++++ Given material ++++
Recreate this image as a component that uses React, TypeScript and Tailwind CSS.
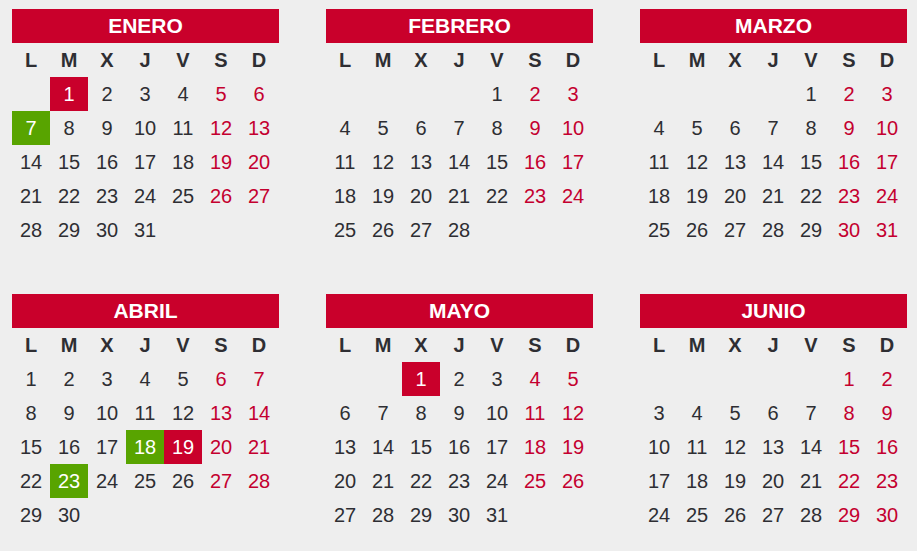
import React from "react"

type Mark = "red" | "green"

interface Month {
  name: string
  offset: number
  days: number
  marks?: Record<number, Mark>
}

const months: Month[] = [
  { name: "ENERO", offset: 1, days: 31, marks: { 1: "red", 7: "green" } },
  { name: "FEBRERO", offset: 4, days: 28 },
  { name: "MARZO", offset: 4, days: 31 },
  { name: "ABRIL", offset: 0, days: 30, marks: { 18: "green", 19: "red", 23: "green" } },
  { name: "MAYO", offset: 2, days: 31, marks: { 1: "red" } },
  { name: "JUNIO", offset: 5, days: 30 },
]

const weekdays = ["L", "M", "X", "J", "V", "S", "D"]

function MonthCard({ month }: { month: Month }) {
  const cells: (number | null)[] = []
  for (let i = 0; i < month.offset; i++) cells.push(null)
  for (let d = 1; d <= month.days; d++) cells.push(d)

  return (
    <div className="w-[267px]">
      <div className="h-[34px] bg-[#c9002b] text-white text-[21px] font-bold leading-[34px] text-center">
        {month.name}
      </div>
      <div className="grid grid-cols-[repeat(7,38px)]">
        {weekdays.map((w) => (
          <div
            key={w}
            className="h-[34px] leading-[34px] text-center text-[20px] font-bold text-[#2e2e33]"
          >
            {w}
          </div>
        ))}
        {cells.map((d, i) => {
          if (d === null) return <div key={"e" + i} className="h-[34px]" />
          const weekend = i % 7 >= 5
          const mark = month.marks?.[d]
          let cls = weekend ? "text-[#c4002f]" : "text-[#2e2e33]"
          if (mark === "red") cls = "bg-[#c9002b] text-white"
          if (mark === "green") cls = "bg-[#58a400] text-white"
          return (
            <div
              key={d}
              className={"h-[34px] leading-[34px] text-center text-[20px] " + cls}
            >
              {d}
            </div>
          )
        })}
      </div>
    </div>
  )
}

export default function App() {
  return (
    <div
      className="w-[917px] h-[551px] bg-[#eeeeee] pl-[12px] pt-[9px] overflow-hidden"
      style={{ fontFamily: '"Liberation Sans", Arial, sans-serif' }}
    >
      <div className="grid grid-cols-[repeat(3,267px)] gap-x-[47px] gap-y-[47px]">
        {months.map((m) => (
          <MonthCard key={m.name} month={m} />
        ))}
      </div>
    </div>
  )
}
++++
**Given problem**
Make an exact copy of the data above, pictures excluded.

**Solution below**
Recreate this image as a component that uses React, TypeScript and Tailwind CSS.
import React from "react"

type Mark = "red" | "green"

interface Month {
  name: string
  offset: number
  days: number
  marks?: Record<number, Mark>
}

const months: Month[] = [
  { name: "ENERO", offset: 1, days: 31, marks: { 1: "red", 7: "green" } },
  { name: "FEBRERO", offset: 4, days: 28 },
  { name: "MARZO", offset: 4, days: 31 },
  { name: "ABRIL", offset: 0, days: 30, marks: { 18: "green", 19: "red", 23: "green" } },
  { name: "MAYO", offset: 2, days: 31, marks: { 1: "red" } },
  { name: "JUNIO", offset: 5, days: 30 },
]

const weekdays = ["L", "M", "X", "J", "V", "S", "D"]

function MonthCard({ month }: { month: Month }) {
  const cells: (number | null)[] = []
  for (let i = 0; i < month.offset; i++) cells.push(null)
  for (let d = 1; d <= month.days; d++) cells.push(d)

  return (
    <div className="w-[267px]">
      <div className="h-[34px] bg-[#c9002b] text-white text-[21px] font-bold leading-[34px] text-center">
        {month.name}
      </div>
      <div className="grid grid-cols-[repeat(7,38px)]">
        {weekdays.map((w) => (
          <div
            key={w}
            className="h-[34px] leading-[34px] text-center text-[20px] font-bold text-[#2e2e33]"
          >
            {w}
          </div>
        ))}
        {cells.map((d, i) => {
          if (d === null) return <div key={"e" + i} className="h-[34px]" />
          const weekend = i % 7 >= 5
          const mark = month.marks?.[d]
          let cls = weekend ? "text-[#c4002f]" : "text-[#2e2e33]"
          if (mark === "red") cls = "bg-[#c9002b] text-white"
          if (mark === "green") cls = "bg-[#58a400] text-white"
          return (
            <div
              key={d}
              className={"h-[34px] leading-[34px] text-center text-[20px] " + cls}
            >
              {d}
            </div>
          )
        })}
      </div>
    </div>
  )
}

export default function App() {
  return (
    <div
      className="w-[917px] h-[551px] bg-[#eeeeee] pl-[12px] pt-[9px] overflow-hidden"
      style={{ fontFamily: '"Liberation Sans", Arial, sans-serif' }}
    >
      <div className="grid grid-cols-[repeat(3,267px)] gap-x-[47px] gap-y-[47px]">
        {months.map((m) => (
          <MonthCard key={m.name} month={m} />
        ))}
      </div>
    </div>
  )
}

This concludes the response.